What to produce: Count every line that has the word "React" in it; give no more than the number.

+ + + + + + +

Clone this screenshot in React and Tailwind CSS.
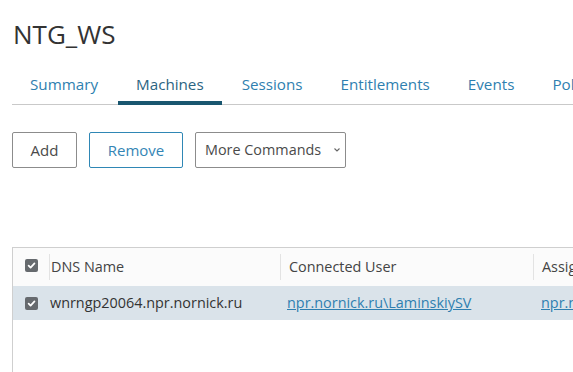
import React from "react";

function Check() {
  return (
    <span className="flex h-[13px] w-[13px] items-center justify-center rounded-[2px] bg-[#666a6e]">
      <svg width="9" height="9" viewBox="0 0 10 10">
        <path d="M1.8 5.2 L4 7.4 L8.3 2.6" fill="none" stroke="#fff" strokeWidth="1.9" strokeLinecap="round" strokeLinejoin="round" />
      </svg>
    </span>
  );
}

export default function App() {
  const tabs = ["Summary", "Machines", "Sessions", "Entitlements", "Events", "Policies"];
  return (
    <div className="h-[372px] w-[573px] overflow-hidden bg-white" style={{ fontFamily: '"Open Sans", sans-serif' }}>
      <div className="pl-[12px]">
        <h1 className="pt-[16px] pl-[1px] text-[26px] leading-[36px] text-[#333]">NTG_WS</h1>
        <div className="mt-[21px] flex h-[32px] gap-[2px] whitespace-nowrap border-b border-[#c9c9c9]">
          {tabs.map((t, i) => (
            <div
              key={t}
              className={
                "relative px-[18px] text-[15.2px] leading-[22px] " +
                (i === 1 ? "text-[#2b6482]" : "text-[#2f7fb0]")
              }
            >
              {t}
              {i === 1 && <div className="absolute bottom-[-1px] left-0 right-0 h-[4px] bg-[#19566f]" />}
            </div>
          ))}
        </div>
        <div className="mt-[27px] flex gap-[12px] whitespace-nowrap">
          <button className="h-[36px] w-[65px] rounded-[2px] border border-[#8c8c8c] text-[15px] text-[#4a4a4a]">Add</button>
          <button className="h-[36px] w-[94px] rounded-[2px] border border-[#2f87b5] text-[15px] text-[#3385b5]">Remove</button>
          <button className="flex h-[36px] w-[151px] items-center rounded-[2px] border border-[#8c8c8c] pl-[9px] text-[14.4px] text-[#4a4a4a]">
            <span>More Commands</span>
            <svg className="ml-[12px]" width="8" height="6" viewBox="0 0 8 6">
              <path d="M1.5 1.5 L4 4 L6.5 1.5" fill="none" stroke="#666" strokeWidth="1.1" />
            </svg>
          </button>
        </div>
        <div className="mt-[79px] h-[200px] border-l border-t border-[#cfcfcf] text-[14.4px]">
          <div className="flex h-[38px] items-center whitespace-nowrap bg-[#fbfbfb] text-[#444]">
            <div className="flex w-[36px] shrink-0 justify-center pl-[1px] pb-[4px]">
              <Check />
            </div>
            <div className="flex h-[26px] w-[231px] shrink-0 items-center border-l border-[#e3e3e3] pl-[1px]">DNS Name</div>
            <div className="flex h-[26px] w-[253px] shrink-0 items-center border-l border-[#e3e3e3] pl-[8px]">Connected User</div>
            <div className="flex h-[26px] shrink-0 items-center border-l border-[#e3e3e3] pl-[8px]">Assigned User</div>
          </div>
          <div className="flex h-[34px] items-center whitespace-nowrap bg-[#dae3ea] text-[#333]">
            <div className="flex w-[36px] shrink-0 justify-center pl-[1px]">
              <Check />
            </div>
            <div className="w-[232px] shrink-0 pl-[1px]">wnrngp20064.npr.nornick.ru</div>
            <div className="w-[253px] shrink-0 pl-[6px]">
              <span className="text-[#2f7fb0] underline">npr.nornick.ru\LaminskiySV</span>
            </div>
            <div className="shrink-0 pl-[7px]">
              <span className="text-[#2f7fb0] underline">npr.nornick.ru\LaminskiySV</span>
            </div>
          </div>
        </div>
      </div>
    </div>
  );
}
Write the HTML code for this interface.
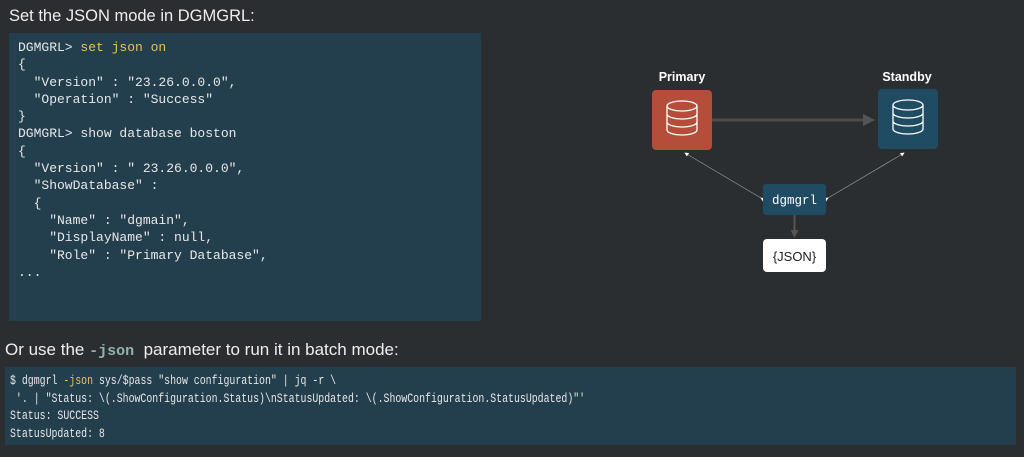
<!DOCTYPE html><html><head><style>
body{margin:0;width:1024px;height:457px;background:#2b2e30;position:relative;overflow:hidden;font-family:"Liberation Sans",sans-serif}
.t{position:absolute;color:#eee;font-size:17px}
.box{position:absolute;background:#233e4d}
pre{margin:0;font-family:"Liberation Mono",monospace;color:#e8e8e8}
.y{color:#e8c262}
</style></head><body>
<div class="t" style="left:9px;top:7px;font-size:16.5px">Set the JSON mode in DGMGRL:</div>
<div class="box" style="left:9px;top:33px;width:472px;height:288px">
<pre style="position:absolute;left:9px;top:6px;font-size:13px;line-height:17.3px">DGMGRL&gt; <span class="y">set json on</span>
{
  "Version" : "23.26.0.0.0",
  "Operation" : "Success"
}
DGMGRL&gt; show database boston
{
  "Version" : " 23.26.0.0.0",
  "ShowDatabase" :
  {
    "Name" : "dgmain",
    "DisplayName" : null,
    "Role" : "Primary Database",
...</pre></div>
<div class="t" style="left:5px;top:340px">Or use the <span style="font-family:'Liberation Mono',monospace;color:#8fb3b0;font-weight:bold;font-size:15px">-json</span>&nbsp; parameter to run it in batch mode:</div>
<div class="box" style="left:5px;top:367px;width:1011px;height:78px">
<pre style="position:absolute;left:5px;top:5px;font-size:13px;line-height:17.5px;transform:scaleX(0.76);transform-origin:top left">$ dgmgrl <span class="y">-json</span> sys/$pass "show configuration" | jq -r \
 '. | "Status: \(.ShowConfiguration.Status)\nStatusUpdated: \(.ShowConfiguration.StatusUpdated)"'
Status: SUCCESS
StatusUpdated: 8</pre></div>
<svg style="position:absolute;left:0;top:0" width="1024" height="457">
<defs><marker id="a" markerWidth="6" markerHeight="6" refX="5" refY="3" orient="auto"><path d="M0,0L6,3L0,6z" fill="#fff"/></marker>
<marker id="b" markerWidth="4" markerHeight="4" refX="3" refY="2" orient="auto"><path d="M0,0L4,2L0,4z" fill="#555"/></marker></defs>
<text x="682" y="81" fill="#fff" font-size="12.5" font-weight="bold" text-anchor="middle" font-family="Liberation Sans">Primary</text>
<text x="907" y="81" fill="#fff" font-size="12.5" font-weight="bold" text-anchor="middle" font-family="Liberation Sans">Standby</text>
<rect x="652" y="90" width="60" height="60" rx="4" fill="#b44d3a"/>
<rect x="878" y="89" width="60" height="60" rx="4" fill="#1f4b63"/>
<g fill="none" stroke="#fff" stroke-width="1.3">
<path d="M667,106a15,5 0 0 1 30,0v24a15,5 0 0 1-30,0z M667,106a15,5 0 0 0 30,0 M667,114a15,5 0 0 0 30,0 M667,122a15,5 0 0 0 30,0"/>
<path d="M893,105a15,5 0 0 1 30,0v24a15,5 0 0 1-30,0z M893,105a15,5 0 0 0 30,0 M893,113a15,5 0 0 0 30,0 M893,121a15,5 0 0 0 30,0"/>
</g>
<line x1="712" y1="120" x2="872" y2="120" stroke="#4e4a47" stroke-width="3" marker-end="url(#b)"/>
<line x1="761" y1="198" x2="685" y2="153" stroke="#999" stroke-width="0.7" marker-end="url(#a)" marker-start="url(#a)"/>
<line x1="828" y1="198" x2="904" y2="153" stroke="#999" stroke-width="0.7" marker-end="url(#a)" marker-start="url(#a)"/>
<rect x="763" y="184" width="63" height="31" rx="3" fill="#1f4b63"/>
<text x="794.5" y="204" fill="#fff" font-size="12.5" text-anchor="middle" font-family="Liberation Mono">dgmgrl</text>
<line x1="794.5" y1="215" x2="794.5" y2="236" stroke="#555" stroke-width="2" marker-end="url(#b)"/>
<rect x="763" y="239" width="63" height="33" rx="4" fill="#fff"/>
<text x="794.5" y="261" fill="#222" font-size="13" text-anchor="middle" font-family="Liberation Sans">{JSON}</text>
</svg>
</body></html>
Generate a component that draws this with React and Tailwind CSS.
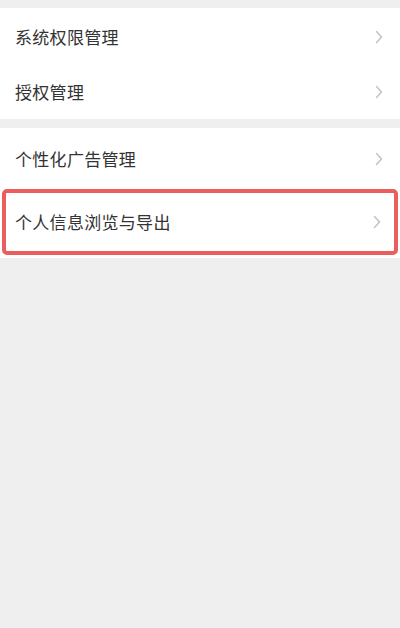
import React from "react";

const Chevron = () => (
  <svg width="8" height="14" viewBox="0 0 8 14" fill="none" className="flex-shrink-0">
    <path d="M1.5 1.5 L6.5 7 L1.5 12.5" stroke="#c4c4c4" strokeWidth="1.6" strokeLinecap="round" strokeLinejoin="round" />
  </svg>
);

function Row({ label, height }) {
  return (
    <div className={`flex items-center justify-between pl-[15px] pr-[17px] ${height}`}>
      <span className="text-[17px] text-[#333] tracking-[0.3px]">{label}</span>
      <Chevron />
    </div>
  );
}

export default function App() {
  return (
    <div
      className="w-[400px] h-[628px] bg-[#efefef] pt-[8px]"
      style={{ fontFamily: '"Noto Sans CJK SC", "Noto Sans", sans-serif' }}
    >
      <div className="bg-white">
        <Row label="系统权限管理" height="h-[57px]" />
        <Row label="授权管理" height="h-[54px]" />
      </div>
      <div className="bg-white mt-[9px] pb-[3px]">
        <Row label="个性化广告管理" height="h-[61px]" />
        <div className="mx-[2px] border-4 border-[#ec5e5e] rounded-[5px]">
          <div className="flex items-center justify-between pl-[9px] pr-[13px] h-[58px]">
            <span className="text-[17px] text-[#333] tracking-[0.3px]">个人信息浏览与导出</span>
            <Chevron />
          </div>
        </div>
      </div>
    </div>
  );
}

+ + + + + + +

Solution to the exercise: 4